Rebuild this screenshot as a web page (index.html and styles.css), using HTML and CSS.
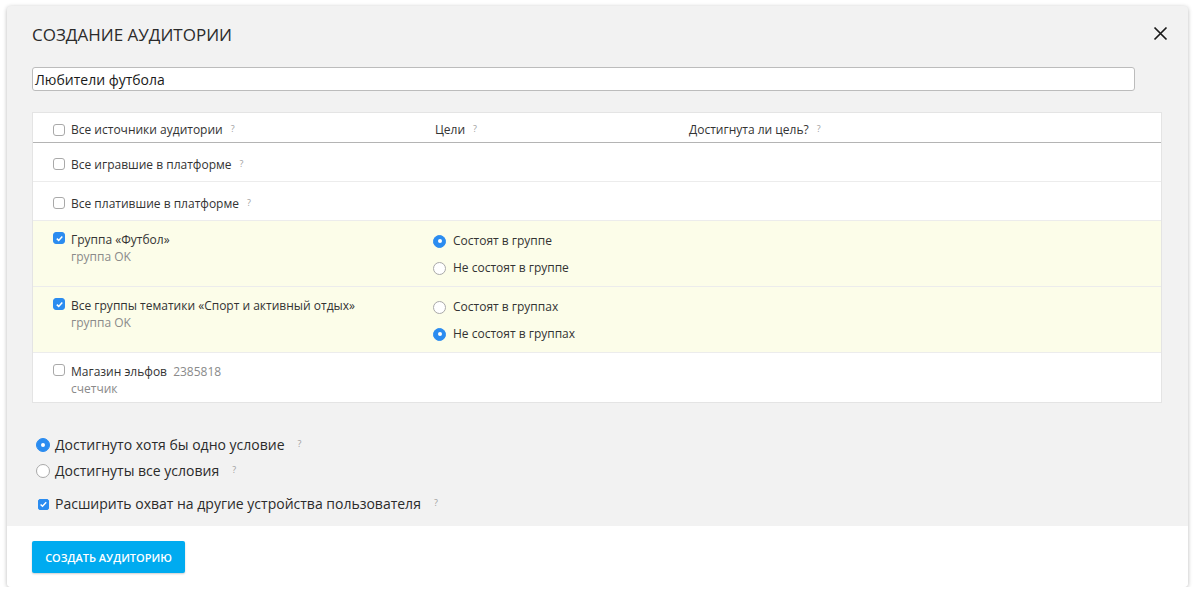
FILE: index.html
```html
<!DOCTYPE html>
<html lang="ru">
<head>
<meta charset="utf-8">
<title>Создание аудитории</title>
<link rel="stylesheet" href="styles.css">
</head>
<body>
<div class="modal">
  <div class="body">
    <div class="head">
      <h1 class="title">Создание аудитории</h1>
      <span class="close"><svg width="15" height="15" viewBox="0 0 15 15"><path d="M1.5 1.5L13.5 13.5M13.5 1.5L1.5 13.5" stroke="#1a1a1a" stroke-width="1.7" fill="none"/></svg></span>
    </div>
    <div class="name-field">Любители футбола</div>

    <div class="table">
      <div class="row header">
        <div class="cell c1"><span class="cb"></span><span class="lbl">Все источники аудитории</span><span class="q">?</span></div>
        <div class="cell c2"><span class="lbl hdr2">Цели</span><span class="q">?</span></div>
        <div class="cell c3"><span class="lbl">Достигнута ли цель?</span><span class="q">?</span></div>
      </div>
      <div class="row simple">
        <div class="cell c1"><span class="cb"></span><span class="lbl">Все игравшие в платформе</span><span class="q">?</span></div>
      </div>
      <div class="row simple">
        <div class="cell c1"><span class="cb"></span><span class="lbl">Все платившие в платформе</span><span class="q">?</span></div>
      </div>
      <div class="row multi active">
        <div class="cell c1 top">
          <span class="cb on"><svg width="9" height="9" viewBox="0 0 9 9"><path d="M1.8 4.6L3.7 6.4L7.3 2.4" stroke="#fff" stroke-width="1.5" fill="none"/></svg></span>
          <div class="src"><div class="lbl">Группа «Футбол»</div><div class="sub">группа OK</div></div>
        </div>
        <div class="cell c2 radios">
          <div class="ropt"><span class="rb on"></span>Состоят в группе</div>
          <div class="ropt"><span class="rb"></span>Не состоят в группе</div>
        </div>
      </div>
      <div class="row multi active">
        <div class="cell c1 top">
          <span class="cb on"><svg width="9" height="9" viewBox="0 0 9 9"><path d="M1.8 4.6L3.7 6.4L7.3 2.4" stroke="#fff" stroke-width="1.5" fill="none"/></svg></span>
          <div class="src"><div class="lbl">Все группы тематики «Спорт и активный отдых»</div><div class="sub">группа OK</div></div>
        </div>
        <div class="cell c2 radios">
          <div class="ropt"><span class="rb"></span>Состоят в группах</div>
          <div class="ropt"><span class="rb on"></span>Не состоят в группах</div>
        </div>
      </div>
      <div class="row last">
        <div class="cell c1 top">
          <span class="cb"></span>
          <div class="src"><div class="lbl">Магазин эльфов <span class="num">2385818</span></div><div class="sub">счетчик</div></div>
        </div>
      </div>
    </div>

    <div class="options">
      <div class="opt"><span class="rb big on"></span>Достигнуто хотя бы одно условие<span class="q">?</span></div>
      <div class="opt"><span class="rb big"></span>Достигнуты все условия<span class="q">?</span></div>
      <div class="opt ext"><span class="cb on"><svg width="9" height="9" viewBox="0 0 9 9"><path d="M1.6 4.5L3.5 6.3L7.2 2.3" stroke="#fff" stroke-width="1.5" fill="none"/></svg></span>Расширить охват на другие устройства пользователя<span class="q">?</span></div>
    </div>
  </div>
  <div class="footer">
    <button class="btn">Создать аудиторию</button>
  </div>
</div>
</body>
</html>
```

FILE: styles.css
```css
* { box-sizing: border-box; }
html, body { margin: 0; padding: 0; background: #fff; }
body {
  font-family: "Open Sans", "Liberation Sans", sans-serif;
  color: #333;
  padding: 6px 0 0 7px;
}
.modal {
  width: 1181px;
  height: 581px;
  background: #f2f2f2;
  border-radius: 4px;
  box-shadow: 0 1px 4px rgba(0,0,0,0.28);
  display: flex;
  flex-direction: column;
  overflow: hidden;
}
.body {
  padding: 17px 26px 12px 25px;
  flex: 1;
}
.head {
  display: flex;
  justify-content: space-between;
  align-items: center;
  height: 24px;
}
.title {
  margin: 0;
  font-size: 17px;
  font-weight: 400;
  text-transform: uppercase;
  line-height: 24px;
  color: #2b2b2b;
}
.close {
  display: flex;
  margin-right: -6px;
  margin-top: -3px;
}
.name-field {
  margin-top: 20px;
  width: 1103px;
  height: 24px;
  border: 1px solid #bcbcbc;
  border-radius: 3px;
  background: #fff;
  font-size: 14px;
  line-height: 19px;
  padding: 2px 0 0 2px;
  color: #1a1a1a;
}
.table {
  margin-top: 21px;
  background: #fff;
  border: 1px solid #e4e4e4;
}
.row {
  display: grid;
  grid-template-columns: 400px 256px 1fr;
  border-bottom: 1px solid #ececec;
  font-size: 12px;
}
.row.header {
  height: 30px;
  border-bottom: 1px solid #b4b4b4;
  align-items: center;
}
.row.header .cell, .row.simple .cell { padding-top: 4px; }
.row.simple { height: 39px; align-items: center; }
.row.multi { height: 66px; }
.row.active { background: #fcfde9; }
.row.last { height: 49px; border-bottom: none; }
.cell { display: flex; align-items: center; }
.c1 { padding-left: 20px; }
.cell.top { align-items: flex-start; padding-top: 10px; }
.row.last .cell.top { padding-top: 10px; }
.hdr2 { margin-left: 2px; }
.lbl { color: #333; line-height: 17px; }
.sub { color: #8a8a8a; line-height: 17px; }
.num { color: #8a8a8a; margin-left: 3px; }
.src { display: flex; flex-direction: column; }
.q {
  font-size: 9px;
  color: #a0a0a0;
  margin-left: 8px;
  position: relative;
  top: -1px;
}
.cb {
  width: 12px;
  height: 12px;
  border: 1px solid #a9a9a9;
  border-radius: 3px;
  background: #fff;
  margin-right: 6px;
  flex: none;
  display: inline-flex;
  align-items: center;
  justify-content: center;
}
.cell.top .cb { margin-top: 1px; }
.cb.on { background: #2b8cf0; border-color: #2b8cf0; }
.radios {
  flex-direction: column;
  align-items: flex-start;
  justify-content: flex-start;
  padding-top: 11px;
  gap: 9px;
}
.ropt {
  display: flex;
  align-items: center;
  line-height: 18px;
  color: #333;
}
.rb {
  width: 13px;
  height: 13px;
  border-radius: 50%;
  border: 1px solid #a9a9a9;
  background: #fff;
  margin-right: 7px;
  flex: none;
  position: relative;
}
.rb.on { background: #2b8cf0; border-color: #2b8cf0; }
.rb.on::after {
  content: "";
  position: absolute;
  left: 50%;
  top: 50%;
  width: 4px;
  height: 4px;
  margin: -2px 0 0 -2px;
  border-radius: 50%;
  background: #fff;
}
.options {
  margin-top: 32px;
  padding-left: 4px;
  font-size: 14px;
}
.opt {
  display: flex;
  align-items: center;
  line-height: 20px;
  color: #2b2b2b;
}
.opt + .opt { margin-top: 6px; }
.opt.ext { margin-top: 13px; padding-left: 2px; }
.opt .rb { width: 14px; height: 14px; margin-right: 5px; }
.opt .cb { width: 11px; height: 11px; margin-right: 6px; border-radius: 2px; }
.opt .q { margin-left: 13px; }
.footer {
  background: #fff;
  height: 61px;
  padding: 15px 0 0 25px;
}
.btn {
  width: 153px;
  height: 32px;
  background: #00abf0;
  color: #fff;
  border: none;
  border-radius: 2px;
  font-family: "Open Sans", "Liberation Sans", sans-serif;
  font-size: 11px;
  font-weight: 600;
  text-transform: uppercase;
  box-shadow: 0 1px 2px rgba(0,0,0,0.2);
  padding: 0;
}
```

● AIM OF THE EXERCISE
Make an exact copy of the data above, pictures excluded.

● RESPONSE TO THE TASK
Rebuild this screenshot as a web page (index.html and styles.css), using HTML and CSS.
FILE: index.html
```html
<!DOCTYPE html>
<html lang="ru">
<head>
<meta charset="utf-8">
<title>Создание аудитории</title>
<link rel="stylesheet" href="styles.css">
</head>
<body>
<div class="modal">
  <div class="body">
    <div class="head">
      <h1 class="title">Создание аудитории</h1>
      <span class="close"><svg width="15" height="15" viewBox="0 0 15 15"><path d="M1.5 1.5L13.5 13.5M13.5 1.5L1.5 13.5" stroke="#1a1a1a" stroke-width="1.7" fill="none"/></svg></span>
    </div>
    <div class="name-field">Любители футбола</div>

    <div class="table">
      <div class="row header">
        <div class="cell c1"><span class="cb"></span><span class="lbl">Все источники аудитории</span><span class="q">?</span></div>
        <div class="cell c2"><span class="lbl hdr2">Цели</span><span class="q">?</span></div>
        <div class="cell c3"><span class="lbl">Достигнута ли цель?</span><span class="q">?</span></div>
      </div>
      <div class="row simple">
        <div class="cell c1"><span class="cb"></span><span class="lbl">Все игравшие в платформе</span><span class="q">?</span></div>
      </div>
      <div class="row simple">
        <div class="cell c1"><span class="cb"></span><span class="lbl">Все платившие в платформе</span><span class="q">?</span></div>
      </div>
      <div class="row multi active">
        <div class="cell c1 top">
          <span class="cb on"><svg width="9" height="9" viewBox="0 0 9 9"><path d="M1.8 4.6L3.7 6.4L7.3 2.4" stroke="#fff" stroke-width="1.5" fill="none"/></svg></span>
          <div class="src"><div class="lbl">Группа «Футбол»</div><div class="sub">группа OK</div></div>
        </div>
        <div class="cell c2 radios">
          <div class="ropt"><span class="rb on"></span>Состоят в группе</div>
          <div class="ropt"><span class="rb"></span>Не состоят в группе</div>
        </div>
      </div>
      <div class="row multi active">
        <div class="cell c1 top">
          <span class="cb on"><svg width="9" height="9" viewBox="0 0 9 9"><path d="M1.8 4.6L3.7 6.4L7.3 2.4" stroke="#fff" stroke-width="1.5" fill="none"/></svg></span>
          <div class="src"><div class="lbl">Все группы тематики «Спорт и активный отдых»</div><div class="sub">группа OK</div></div>
        </div>
        <div class="cell c2 radios">
          <div class="ropt"><span class="rb"></span>Состоят в группах</div>
          <div class="ropt"><span class="rb on"></span>Не состоят в группах</div>
        </div>
      </div>
      <div class="row last">
        <div class="cell c1 top">
          <span class="cb"></span>
          <div class="src"><div class="lbl">Магазин эльфов <span class="num">2385818</span></div><div class="sub">счетчик</div></div>
        </div>
      </div>
    </div>

    <div class="options">
      <div class="opt"><span class="rb big on"></span>Достигнуто хотя бы одно условие<span class="q">?</span></div>
      <div class="opt"><span class="rb big"></span>Достигнуты все условия<span class="q">?</span></div>
      <div class="opt ext"><span class="cb on"><svg width="9" height="9" viewBox="0 0 9 9"><path d="M1.6 4.5L3.5 6.3L7.2 2.3" stroke="#fff" stroke-width="1.5" fill="none"/></svg></span>Расширить охват на другие устройства пользователя<span class="q">?</span></div>
    </div>
  </div>
  <div class="footer">
    <button class="btn">Создать аудиторию</button>
  </div>
</div>
</body>
</html>
```

FILE: styles.css
```css
* { box-sizing: border-box; }
html, body { margin: 0; padding: 0; background: #fff; }
body {
  font-family: "Open Sans", "Liberation Sans", sans-serif;
  color: #333;
  padding: 6px 0 0 7px;
}
.modal {
  width: 1181px;
  height: 581px;
  background: #f2f2f2;
  border-radius: 4px;
  box-shadow: 0 1px 4px rgba(0,0,0,0.28);
  display: flex;
  flex-direction: column;
  overflow: hidden;
}
.body {
  padding: 17px 26px 12px 25px;
  flex: 1;
}
.head {
  display: flex;
  justify-content: space-between;
  align-items: center;
  height: 24px;
}
.title {
  margin: 0;
  font-size: 17px;
  font-weight: 400;
  text-transform: uppercase;
  line-height: 24px;
  color: #2b2b2b;
}
.close {
  display: flex;
  margin-right: -6px;
  margin-top: -3px;
}
.name-field {
  margin-top: 20px;
  width: 1103px;
  height: 24px;
  border: 1px solid #bcbcbc;
  border-radius: 3px;
  background: #fff;
  font-size: 14px;
  line-height: 19px;
  padding: 2px 0 0 2px;
  color: #1a1a1a;
}
.table {
  margin-top: 21px;
  background: #fff;
  border: 1px solid #e4e4e4;
}
.row {
  display: grid;
  grid-template-columns: 400px 256px 1fr;
  border-bottom: 1px solid #ececec;
  font-size: 12px;
}
.row.header {
  height: 30px;
  border-bottom: 1px solid #b4b4b4;
  align-items: center;
}
.row.header .cell, .row.simple .cell { padding-top: 4px; }
.row.simple { height: 39px; align-items: center; }
.row.multi { height: 66px; }
.row.active { background: #fcfde9; }
.row.last { height: 49px; border-bottom: none; }
.cell { display: flex; align-items: center; }
.c1 { padding-left: 20px; }
.cell.top { align-items: flex-start; padding-top: 10px; }
.row.last .cell.top { padding-top: 10px; }
.hdr2 { margin-left: 2px; }
.lbl { color: #333; line-height: 17px; }
.sub { color: #8a8a8a; line-height: 17px; }
.num { color: #8a8a8a; margin-left: 3px; }
.src { display: flex; flex-direction: column; }
.q {
  font-size: 9px;
  color: #a0a0a0;
  margin-left: 8px;
  position: relative;
  top: -1px;
}
.cb {
  width: 12px;
  height: 12px;
  border: 1px solid #a9a9a9;
  border-radius: 3px;
  background: #fff;
  margin-right: 6px;
  flex: none;
  display: inline-flex;
  align-items: center;
  justify-content: center;
}
.cell.top .cb { margin-top: 1px; }
.cb.on { background: #2b8cf0; border-color: #2b8cf0; }
.radios {
  flex-direction: column;
  align-items: flex-start;
  justify-content: flex-start;
  padding-top: 11px;
  gap: 9px;
}
.ropt {
  display: flex;
  align-items: center;
  line-height: 18px;
  color: #333;
}
.rb {
  width: 13px;
  height: 13px;
  border-radius: 50%;
  border: 1px solid #a9a9a9;
  background: #fff;
  margin-right: 7px;
  flex: none;
  position: relative;
}
.rb.on { background: #2b8cf0; border-color: #2b8cf0; }
.rb.on::after {
  content: "";
  position: absolute;
  left: 50%;
  top: 50%;
  width: 4px;
  height: 4px;
  margin: -2px 0 0 -2px;
  border-radius: 50%;
  background: #fff;
}
.options {
  margin-top: 32px;
  padding-left: 4px;
  font-size: 14px;
}
.opt {
  display: flex;
  align-items: center;
  line-height: 20px;
  color: #2b2b2b;
}
.opt + .opt { margin-top: 6px; }
.opt.ext { margin-top: 13px; padding-left: 2px; }
.opt .rb { width: 14px; height: 14px; margin-right: 5px; }
.opt .cb { width: 11px; height: 11px; margin-right: 6px; border-radius: 2px; }
.opt .q { margin-left: 13px; }
.footer {
  background: #fff;
  height: 61px;
  padding: 15px 0 0 25px;
}
.btn {
  width: 153px;
  height: 32px;
  background: #00abf0;
  color: #fff;
  border: none;
  border-radius: 2px;
  font-family: "Open Sans", "Liberation Sans", sans-serif;
  font-size: 11px;
  font-weight: 600;
  text-transform: uppercase;
  box-shadow: 0 1px 2px rgba(0,0,0,0.2);
  padding: 0;
}
```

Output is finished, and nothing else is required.